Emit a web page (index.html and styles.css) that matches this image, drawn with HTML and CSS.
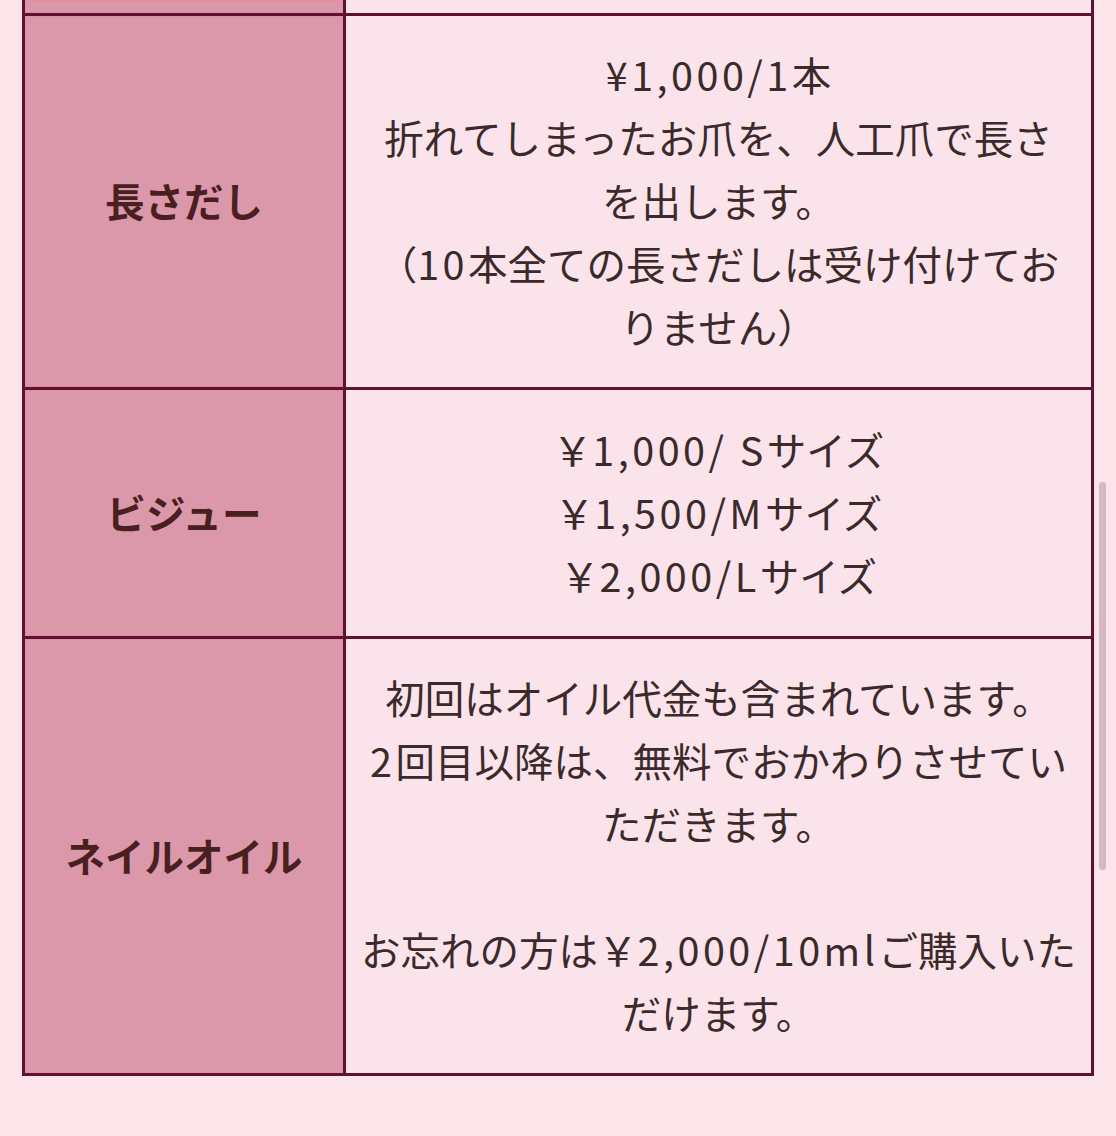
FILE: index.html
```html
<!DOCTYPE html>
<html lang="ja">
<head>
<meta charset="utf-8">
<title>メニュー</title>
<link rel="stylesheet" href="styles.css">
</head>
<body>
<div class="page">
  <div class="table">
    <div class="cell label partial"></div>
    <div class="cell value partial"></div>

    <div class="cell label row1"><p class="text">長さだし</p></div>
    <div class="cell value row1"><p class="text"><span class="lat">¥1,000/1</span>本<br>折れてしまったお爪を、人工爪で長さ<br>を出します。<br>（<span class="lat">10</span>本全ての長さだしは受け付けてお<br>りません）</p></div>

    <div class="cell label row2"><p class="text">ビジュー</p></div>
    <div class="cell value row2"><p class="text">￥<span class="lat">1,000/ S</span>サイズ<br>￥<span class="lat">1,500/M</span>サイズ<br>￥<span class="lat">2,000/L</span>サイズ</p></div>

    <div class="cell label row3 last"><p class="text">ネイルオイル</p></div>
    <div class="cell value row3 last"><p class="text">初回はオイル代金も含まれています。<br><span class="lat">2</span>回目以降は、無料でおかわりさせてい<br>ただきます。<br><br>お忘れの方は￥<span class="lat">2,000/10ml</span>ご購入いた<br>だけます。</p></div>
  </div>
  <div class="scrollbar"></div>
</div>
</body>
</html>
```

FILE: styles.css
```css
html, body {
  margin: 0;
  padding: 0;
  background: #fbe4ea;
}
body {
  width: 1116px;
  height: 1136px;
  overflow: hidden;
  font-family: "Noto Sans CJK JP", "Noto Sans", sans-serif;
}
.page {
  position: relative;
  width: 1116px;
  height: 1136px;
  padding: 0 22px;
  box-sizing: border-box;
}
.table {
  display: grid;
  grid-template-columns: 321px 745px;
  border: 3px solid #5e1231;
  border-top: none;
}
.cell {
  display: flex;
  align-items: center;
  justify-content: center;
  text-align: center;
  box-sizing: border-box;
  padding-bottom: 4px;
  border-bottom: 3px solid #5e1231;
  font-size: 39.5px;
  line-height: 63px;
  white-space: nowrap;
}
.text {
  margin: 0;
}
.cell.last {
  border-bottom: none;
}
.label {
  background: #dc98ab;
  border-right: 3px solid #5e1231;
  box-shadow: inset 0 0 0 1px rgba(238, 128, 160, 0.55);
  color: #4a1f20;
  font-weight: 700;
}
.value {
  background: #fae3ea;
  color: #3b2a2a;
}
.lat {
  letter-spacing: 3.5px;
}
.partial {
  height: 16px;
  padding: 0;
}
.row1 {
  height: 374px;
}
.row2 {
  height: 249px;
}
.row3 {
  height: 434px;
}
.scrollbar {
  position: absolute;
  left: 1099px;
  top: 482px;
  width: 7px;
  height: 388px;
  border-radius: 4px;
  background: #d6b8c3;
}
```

◆ ◆ ◆

Reproduce all of the data exactly, omitting each picture it holds.

Response to the task
Emit a web page (index.html and styles.css) that matches this image, drawn with HTML and CSS.
FILE: index.html
```html
<!DOCTYPE html>
<html lang="ja">
<head>
<meta charset="utf-8">
<title>メニュー</title>
<link rel="stylesheet" href="styles.css">
</head>
<body>
<div class="page">
  <div class="table">
    <div class="cell label partial"></div>
    <div class="cell value partial"></div>

    <div class="cell label row1"><p class="text">長さだし</p></div>
    <div class="cell value row1"><p class="text"><span class="lat">¥1,000/1</span>本<br>折れてしまったお爪を、人工爪で長さ<br>を出します。<br>（<span class="lat">10</span>本全ての長さだしは受け付けてお<br>りません）</p></div>

    <div class="cell label row2"><p class="text">ビジュー</p></div>
    <div class="cell value row2"><p class="text">￥<span class="lat">1,000/ S</span>サイズ<br>￥<span class="lat">1,500/M</span>サイズ<br>￥<span class="lat">2,000/L</span>サイズ</p></div>

    <div class="cell label row3 last"><p class="text">ネイルオイル</p></div>
    <div class="cell value row3 last"><p class="text">初回はオイル代金も含まれています。<br><span class="lat">2</span>回目以降は、無料でおかわりさせてい<br>ただきます。<br><br>お忘れの方は￥<span class="lat">2,000/10ml</span>ご購入いた<br>だけます。</p></div>
  </div>
  <div class="scrollbar"></div>
</div>
</body>
</html>
```

FILE: styles.css
```css
html, body {
  margin: 0;
  padding: 0;
  background: #fbe4ea;
}
body {
  width: 1116px;
  height: 1136px;
  overflow: hidden;
  font-family: "Noto Sans CJK JP", "Noto Sans", sans-serif;
}
.page {
  position: relative;
  width: 1116px;
  height: 1136px;
  padding: 0 22px;
  box-sizing: border-box;
}
.table {
  display: grid;
  grid-template-columns: 321px 745px;
  border: 3px solid #5e1231;
  border-top: none;
}
.cell {
  display: flex;
  align-items: center;
  justify-content: center;
  text-align: center;
  box-sizing: border-box;
  padding-bottom: 4px;
  border-bottom: 3px solid #5e1231;
  font-size: 39.5px;
  line-height: 63px;
  white-space: nowrap;
}
.text {
  margin: 0;
}
.cell.last {
  border-bottom: none;
}
.label {
  background: #dc98ab;
  border-right: 3px solid #5e1231;
  box-shadow: inset 0 0 0 1px rgba(238, 128, 160, 0.55);
  color: #4a1f20;
  font-weight: 700;
}
.value {
  background: #fae3ea;
  color: #3b2a2a;
}
.lat {
  letter-spacing: 3.5px;
}
.partial {
  height: 16px;
  padding: 0;
}
.row1 {
  height: 374px;
}
.row2 {
  height: 249px;
}
.row3 {
  height: 434px;
}
.scrollbar {
  position: absolute;
  left: 1099px;
  top: 482px;
  width: 7px;
  height: 388px;
  border-radius: 4px;
  background: #d6b8c3;
}
```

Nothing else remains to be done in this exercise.